Erinnert sich Abush Rasta. Die äthiopische Regierungen und private Investoren setzen voll auf den Tourismus als Devisenbringer.
Überall in der geschäftigen Kleinstadt wird gebaut. Zwischen traditionellen Lokalen, Souvenirläden und modernen Bars entstehen neue Hotels und neue Wohnhäuser
Vor der Stadt teeren Arbeiter die gewundene Zugangsstraße zu dem Bergstädtchen, das im 12. Jahrhundert mal die Hauptstadt des äthiopischen Reiches war. Der lokale Flughafen ist bereits fertig und bringt derzeit noch meist Besucher aus anderen Teilen Äthiopiens:
"Die Zahl von einheimischen Touristen steigt ständig. Wir haben den Krieg hinter uns, die große Hungersnot. Heute entwickelt sich eine Mittelschicht. Und wenn die Leute Geld haben, können sie reisen. Wir haben hier Studenten, Leute aus verschiedenen Regionen, und der einheimische Tourismus nimmt zu."

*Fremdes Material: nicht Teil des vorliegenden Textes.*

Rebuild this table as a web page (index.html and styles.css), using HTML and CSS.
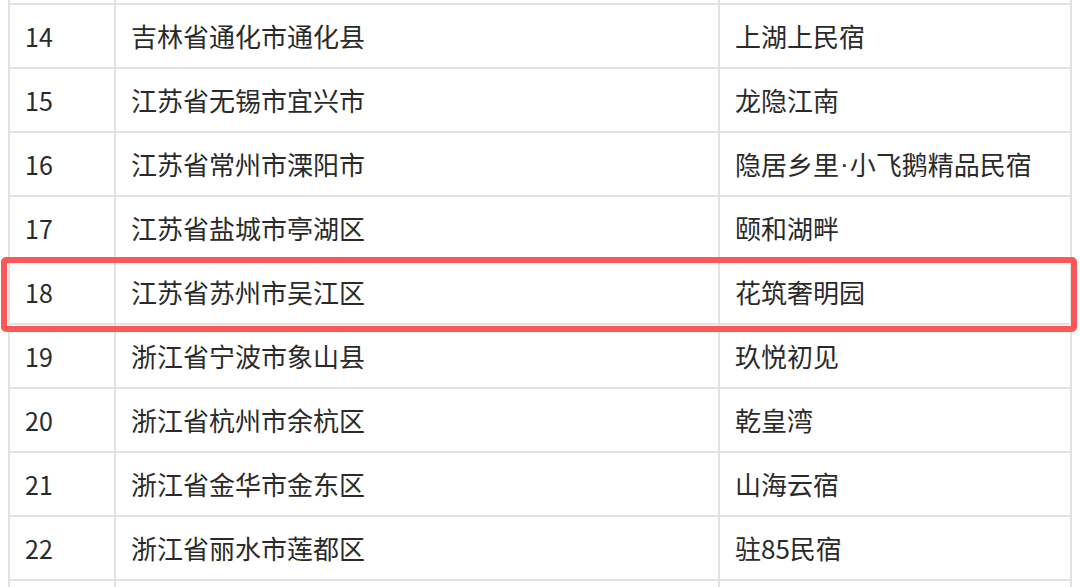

Fesaha managt das Seven Olives, das älteste Hotel in Lalibela. Neben den Einheimischen übernachten hier oft Rucksacktouristen und Wanderer. Äthiopien ist immer noch kein Reiseland für die Massen.
Aber die Zahl der Besucher aus Übersee wächst, die nicht nur wegen der Tierwelt nach Afrika kommen, sondern für Geschichte und Kultur.

Die Arche hatte drei Stockwerke

Am Fuß des langen Hanges tut sich plötzlich ein riesiges, zwölf Meter tiefes Loch auf. Darin verbirgt sich die Bet Gyorgis, die Kirche des heiligen Georg. Geformt wie ein griechisches Kreuz mit schnurgeraden Wänden, drei Stockwerke hoch:
"Sie ist die symbolische Darstellung der Arche Noah. Denn Noah hat alle Tiere mit der Arche vor der Sintflut gerettet – mit einer Arche, die ebenfalls drei Stockwerke hatte."
So Mugi Kawende. Die jüngste Felsenkirche gilt auch als die perfekteste – ohne jeden Stützpfeiler für das Dach mit dem berühmten gemeißelten Kreuz, das gleichzeitig als Regenrinne dient. Am Eingang reicht Abebe ein letztes Mal die zurückgelassenen Schuhe. Der junge Schuhwächter ist die ganze Zeit mit durch das Gelände gezogen. In der Hoffnung auf ein bescheidenes Trinkgeld und ein gutes Einkommen im Tourismus später.